You have until Oct. 16 to return to regular IRA from Roth IRA

To avoid tax, you may apply for 2 extensions


Dollar & Sense

March 19, 2000|By Neil Downing | Neil Downing,PROVIDENCE JOURNAL

Q. I've switched to a Roth and did so in 1999. I'm wondering if I can get out of this and go back to a regular deductible IRA.

--R.S., Bend, Ore.

A. Yes. You have until Oct. 16 to switch back to a traditional Individual Retirement Account (IRA), said Ed Slott, a certified public accountant in Rockville Centre, N.Y.

Your question suggests that you took money (or other assets) out of your traditional IRA last year and put it into a Roth IRA.

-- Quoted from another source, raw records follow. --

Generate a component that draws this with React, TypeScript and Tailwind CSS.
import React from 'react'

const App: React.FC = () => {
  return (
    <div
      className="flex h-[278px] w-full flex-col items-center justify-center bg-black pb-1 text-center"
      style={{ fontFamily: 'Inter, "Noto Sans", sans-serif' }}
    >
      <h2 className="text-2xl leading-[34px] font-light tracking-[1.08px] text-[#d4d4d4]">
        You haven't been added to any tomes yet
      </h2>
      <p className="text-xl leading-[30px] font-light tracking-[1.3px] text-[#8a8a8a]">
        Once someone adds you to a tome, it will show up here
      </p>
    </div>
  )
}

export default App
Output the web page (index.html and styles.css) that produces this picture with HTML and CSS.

When you make such a move, known as a conversion, you trigger federal income-tax consequences. In general, the amount you take out of a traditional IRA and put into a Roth IRA is subject to federal income tax for the year you make the move. Because you converted last year, you'll have to pay tax soon (if you haven't already done so). The tax is due by the mid-April filing deadline.

To avoid the tax, you can reverse your conversion. In other words, you can take the money (or other assets) out of the Roth IRA and move it back into a traditional IRA. This will wipe your slate clean; from a federal income-tax standpoint, it'll be as if you never converted to a Roth IRA from a traditional IRA.

You have until mid-October to do this and still have it count for the 1999 tax year, Slott said. Why so late? It's true that the filing deadline for federal income-tax returns is generally mid-April.

However, you have the option to get an automatic four-month extension, which moves the deadline to mid-August. You can also file for another extension, for two months, pushing the deadline into mid-October, said Slott.

Whichever route you choose, consult a tax adviser, because you must account for all this to the Internal Revenue Service, and you don't want to go astray of the rules. This is especially true if you decide to reverse your direction once again and convert back to a Roth.

Why convert a traditional IRA to a Roth IRA at all? There are lots of reasons. With a traditional IRA, for instance, you eventually must make withdrawals, and most or all the money you withdraw will be taxed. Also, you generally may contribute to a traditional IRA only until you turn 70 1/2. With a Roth IRA, withdrawals are free from federal income tax, as long as you meet the rules. You can contribute no matter how old you are, as long as you have earned income.